If you feel a moral responsibility to actively help the poor, which you fulfill by delegating it to politicians and bureaucrats, surely you have a duty to follow up with them, right? You owe it to the poor to make sure your trustees are actually helping, rather than boosting a few winners while punishing a lot of losers, or simply lining their own pockets. Don't you? It's your moral code, so you tell me.


Progressives could get the economics wrong, and they could be deceived by astroturfers, and they would still be able to course correct if they paid attention to results. They would recognize that by whatever metrics of success they set out, the programs they scream for usually make problems worse.
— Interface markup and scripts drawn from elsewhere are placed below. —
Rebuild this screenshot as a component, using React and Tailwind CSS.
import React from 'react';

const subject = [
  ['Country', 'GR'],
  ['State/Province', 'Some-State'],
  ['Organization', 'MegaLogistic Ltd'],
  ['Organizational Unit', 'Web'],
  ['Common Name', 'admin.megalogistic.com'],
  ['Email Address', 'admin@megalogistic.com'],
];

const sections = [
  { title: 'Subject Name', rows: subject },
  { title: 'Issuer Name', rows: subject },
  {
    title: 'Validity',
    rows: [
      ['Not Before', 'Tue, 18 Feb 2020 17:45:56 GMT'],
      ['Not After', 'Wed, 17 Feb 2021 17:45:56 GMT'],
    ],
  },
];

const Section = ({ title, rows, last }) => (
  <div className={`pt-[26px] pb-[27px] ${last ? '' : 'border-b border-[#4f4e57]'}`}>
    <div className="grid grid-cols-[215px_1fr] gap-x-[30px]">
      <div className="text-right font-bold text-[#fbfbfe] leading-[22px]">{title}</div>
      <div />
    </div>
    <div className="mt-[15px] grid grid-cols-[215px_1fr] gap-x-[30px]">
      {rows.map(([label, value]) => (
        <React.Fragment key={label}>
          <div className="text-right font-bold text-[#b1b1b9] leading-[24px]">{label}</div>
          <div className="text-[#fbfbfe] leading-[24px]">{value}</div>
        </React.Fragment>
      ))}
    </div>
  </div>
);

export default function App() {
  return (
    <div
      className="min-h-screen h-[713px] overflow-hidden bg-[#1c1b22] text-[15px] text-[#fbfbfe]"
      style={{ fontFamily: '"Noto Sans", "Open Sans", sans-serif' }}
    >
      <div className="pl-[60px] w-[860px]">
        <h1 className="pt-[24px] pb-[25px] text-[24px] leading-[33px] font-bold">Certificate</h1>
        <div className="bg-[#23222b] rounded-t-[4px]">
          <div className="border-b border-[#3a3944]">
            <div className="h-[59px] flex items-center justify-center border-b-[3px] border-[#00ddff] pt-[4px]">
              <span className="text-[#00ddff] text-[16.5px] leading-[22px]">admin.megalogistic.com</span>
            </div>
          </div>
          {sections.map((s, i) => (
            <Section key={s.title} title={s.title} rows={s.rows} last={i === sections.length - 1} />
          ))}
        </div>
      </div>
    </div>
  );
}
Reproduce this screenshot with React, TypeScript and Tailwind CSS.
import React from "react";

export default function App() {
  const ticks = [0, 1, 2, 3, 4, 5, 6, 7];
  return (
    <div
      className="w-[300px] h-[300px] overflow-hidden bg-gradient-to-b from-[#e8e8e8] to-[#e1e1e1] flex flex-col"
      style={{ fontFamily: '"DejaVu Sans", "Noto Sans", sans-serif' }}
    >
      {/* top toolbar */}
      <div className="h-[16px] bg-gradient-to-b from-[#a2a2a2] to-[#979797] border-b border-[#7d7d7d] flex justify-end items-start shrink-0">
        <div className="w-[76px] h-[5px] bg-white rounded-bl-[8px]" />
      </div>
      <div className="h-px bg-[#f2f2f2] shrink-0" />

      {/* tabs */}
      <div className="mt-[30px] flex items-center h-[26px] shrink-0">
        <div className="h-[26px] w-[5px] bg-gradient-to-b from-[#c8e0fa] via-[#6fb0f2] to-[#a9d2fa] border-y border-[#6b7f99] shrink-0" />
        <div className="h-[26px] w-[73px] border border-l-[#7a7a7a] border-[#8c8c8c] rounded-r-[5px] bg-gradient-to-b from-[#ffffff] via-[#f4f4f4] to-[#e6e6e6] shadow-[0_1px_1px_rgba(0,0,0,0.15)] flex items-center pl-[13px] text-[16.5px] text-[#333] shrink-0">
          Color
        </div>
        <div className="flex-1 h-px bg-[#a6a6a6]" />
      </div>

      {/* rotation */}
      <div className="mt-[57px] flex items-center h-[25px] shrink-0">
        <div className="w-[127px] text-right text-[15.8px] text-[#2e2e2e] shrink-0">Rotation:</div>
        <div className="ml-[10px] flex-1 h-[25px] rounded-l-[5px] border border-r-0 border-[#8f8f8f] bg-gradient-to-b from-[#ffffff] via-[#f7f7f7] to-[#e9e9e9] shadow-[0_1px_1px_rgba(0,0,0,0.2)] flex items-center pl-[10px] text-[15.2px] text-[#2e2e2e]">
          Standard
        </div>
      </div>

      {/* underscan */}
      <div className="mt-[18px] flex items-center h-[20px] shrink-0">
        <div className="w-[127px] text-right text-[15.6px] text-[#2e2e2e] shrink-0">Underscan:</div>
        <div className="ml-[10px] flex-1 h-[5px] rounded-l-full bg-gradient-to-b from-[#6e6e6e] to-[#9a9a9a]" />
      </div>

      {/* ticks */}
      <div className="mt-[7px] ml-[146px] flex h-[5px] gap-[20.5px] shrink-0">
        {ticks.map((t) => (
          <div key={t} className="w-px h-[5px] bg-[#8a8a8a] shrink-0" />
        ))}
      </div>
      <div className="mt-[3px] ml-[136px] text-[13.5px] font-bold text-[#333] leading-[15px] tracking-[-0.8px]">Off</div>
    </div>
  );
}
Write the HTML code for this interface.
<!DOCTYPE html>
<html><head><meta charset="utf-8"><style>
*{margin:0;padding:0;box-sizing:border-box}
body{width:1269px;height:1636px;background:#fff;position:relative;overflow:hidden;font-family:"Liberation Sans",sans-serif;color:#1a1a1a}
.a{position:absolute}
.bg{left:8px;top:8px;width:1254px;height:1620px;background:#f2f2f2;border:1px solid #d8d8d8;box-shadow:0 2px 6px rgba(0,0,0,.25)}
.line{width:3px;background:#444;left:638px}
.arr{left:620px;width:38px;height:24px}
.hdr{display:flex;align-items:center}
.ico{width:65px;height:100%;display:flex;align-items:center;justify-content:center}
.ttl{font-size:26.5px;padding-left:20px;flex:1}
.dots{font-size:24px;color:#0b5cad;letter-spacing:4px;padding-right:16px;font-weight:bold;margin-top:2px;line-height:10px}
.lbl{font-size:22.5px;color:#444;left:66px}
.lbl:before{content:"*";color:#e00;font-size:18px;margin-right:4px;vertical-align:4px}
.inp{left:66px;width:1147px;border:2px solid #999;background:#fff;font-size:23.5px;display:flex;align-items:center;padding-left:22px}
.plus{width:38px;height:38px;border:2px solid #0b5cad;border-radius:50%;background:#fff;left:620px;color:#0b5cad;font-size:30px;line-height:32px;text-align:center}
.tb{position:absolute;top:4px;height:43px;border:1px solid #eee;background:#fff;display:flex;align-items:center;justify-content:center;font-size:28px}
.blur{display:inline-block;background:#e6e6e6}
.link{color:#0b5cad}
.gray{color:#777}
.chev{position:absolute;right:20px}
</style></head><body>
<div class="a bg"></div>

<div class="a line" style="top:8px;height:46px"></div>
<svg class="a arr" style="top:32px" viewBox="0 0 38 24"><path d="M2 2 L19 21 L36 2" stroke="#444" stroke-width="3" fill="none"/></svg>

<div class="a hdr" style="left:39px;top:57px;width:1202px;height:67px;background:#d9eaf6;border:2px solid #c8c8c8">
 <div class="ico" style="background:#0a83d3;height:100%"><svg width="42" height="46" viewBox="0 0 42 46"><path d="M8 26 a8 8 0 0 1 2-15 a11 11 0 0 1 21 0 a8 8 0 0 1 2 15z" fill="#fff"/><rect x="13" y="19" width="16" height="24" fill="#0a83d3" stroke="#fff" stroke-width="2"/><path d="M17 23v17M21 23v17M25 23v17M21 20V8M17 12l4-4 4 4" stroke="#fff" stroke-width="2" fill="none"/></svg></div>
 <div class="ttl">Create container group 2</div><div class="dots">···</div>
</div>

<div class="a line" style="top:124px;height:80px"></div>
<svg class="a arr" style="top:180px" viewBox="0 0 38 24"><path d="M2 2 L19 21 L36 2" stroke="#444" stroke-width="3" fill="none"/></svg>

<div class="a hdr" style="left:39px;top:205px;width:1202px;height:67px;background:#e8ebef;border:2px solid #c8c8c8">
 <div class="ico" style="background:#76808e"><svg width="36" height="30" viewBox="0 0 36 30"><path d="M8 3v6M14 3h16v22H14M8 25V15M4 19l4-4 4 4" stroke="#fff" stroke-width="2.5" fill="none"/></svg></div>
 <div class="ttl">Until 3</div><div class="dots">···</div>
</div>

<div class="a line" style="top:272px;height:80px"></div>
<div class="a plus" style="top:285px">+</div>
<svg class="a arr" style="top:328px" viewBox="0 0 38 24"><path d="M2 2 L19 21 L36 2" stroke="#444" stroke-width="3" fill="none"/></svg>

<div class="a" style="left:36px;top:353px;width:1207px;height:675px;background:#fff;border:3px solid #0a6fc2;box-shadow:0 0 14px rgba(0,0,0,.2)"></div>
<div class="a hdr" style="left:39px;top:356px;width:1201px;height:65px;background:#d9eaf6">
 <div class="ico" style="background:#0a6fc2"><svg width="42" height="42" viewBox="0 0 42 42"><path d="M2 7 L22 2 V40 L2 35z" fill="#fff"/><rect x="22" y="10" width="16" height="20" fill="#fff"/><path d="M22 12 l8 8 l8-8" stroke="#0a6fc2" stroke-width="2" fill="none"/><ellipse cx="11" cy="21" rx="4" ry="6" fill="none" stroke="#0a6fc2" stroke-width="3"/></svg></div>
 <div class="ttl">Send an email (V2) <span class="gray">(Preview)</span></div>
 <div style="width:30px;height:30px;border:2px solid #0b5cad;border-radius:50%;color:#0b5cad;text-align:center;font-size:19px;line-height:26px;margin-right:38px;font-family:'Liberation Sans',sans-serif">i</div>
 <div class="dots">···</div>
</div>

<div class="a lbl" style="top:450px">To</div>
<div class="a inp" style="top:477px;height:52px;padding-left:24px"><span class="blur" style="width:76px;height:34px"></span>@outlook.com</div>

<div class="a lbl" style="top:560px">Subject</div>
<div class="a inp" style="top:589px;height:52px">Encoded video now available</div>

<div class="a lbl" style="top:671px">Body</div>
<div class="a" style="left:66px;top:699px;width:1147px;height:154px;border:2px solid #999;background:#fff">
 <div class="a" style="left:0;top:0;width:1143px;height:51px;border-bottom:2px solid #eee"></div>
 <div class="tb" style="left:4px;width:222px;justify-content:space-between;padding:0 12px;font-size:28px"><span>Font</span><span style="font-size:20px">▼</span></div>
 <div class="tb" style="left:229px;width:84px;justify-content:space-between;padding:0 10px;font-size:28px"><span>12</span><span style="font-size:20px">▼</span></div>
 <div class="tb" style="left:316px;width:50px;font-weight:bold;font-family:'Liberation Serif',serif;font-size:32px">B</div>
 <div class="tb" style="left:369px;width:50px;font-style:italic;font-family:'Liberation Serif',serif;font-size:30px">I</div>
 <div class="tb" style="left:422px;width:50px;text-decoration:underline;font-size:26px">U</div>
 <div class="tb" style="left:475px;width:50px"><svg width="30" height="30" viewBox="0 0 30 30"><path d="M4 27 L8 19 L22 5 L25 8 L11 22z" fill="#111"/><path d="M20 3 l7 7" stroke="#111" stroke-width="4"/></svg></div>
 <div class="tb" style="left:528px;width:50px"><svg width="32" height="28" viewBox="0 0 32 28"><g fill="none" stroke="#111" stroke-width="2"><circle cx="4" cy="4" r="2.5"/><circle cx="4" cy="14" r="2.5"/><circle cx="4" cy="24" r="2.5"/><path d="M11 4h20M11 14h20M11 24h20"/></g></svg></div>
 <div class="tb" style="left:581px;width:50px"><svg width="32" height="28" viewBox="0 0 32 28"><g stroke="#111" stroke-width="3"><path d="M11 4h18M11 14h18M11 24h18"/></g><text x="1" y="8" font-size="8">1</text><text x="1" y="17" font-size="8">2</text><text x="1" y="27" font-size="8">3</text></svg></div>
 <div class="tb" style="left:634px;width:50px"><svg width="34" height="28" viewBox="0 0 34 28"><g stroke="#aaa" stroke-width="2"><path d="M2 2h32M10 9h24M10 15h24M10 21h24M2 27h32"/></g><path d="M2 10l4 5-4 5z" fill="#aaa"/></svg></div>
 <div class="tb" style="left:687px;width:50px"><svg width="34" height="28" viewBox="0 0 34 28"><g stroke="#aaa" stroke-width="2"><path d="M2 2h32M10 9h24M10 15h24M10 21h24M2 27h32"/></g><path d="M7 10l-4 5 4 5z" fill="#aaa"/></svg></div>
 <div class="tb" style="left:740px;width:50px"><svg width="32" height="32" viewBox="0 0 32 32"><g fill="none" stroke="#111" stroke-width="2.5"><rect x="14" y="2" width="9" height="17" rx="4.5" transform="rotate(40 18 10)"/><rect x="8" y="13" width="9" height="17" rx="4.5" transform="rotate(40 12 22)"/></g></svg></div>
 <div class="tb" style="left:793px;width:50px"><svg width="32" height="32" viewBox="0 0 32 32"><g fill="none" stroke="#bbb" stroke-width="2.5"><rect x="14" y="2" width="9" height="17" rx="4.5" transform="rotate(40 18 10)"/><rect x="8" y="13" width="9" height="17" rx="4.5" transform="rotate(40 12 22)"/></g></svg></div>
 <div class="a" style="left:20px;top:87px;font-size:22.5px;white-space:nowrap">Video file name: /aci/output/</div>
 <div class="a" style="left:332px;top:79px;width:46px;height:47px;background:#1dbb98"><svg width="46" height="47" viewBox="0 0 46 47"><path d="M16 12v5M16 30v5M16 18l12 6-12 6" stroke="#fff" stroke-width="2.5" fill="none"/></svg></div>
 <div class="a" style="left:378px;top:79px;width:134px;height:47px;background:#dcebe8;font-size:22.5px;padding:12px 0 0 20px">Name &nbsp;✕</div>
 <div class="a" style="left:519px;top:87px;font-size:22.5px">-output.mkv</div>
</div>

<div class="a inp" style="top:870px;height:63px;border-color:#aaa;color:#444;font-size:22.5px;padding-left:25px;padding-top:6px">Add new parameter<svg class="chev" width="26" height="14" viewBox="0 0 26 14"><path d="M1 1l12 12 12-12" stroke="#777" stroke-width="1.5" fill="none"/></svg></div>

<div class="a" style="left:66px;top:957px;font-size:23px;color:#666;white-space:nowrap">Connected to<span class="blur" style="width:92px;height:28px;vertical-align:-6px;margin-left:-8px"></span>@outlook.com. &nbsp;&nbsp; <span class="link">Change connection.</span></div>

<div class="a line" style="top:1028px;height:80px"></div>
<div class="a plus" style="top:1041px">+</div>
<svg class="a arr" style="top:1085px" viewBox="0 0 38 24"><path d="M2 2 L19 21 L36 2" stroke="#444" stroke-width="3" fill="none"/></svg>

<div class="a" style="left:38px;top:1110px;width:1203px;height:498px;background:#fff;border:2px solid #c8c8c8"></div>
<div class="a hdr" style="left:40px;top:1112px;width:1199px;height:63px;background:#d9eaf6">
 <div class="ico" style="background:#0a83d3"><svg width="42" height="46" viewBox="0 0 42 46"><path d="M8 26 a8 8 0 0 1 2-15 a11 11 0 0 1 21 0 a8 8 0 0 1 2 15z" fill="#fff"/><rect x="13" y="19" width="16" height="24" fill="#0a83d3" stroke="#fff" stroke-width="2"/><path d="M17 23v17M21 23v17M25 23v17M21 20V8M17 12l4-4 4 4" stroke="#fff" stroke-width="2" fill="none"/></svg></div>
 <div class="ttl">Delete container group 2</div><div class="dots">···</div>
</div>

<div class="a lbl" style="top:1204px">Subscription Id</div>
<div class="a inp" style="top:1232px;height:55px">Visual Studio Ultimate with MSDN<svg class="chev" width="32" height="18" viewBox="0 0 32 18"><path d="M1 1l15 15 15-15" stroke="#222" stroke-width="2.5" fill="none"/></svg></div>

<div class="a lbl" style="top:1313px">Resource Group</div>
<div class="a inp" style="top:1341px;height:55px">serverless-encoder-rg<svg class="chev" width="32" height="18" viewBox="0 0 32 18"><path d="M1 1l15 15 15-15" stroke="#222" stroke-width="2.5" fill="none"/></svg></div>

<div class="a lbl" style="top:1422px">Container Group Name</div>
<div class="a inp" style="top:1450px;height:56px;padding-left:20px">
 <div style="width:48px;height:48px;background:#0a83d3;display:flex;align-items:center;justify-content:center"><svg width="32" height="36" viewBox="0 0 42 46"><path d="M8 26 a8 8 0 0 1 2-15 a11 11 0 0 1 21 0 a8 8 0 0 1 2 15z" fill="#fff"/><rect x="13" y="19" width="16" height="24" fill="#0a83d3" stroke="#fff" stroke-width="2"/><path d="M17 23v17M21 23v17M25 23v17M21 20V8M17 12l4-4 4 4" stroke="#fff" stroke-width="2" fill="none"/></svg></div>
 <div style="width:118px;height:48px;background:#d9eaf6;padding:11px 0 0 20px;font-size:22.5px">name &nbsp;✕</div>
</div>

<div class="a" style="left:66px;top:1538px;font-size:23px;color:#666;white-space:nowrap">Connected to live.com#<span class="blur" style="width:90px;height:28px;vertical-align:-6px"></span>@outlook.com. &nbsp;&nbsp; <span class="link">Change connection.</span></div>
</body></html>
After the third, or fifth, or 20th failure, and after centuries of campaign finance reforms and other measures to make government perform better, progressives' concern for the poor would ultimately force them to change course.


Unfortunately not much of this seems to happen. Progressives are oddly uncurious about people they claim to care a lot about, so they tend not to follow the consequences of the programs they favor.


Worse, when a failure comes to light, the progressive is unable to attribute it to government as an institution, just as the Christian is unable to hold God responsible for the miseries of the world. God is love, you see, and any evidence to the contrary must be attributed to our own failings.


The progressive talks about government in similar terms. Government isn't the thing we see--the bloated, corrupt organization that optimizes toward political optics and delivers failures and cover-ups at every turn. It's something behind the government we see, some pure Platonic form waiting to be unlocked if we just pass the right campaign finance law. A particular politician may behave badly in office, and the progressive may be quick to say so, but that doesn't reflect on the government as an institution, since it could run better if we just had the right people in charge. All we have to do is beseech the government harder for "reform" on a thousand different fronts.


But capitalism and the private corporations operating within it, the progressive will tell you, are structurally corrupt. Every corporate misdeed confirms not just a bad apple but the rot embedded deep in the barrel's timber. If the capitalist manages a good deed once in a while, well, it's tainted by his motives, because he's just in it for himself. Solving people's problems for profit is not nearly as noble as doing so out of a sense of compassion, or--what's much the same thing--at the point of a government gun. On the other hand if you made people's problems worse but your intentions were good, you come out ahead in the progressive moral calculus.


It's this moral calculus--or the lack of it--at the core of progressive dysfunction. They call it "compassion" and pride themselves on it. But it's a self-centered compassion that keeps the recipients at arm's length while it smugly takes their options off the table. We oppose this factory, the progressive says, because we deem its working conditions inadequate. We denounce people selling needed goods in a disaster zone at high prices, because we fancy the alternative is other people selling them at lower prices because they have more compassion. The price signals are screaming at them that isn't the alternative, that the real alternative is needed goods unavailable at any price, but those signals get shunted off to voicemail, because the progressive is due at her yoga studio.


140 years into America's progressive experiment, is it working? I'd answer a resounding no. Poverty hasn't budged in half a century. Government and income inequality have swelled, and those are not unrelated. Economic growth has flatlined. 2020 and the four years leading up to it have uncovered institutional corruption, dysfunction and decadence at a terrifying scale. Can bigger government really be the answer?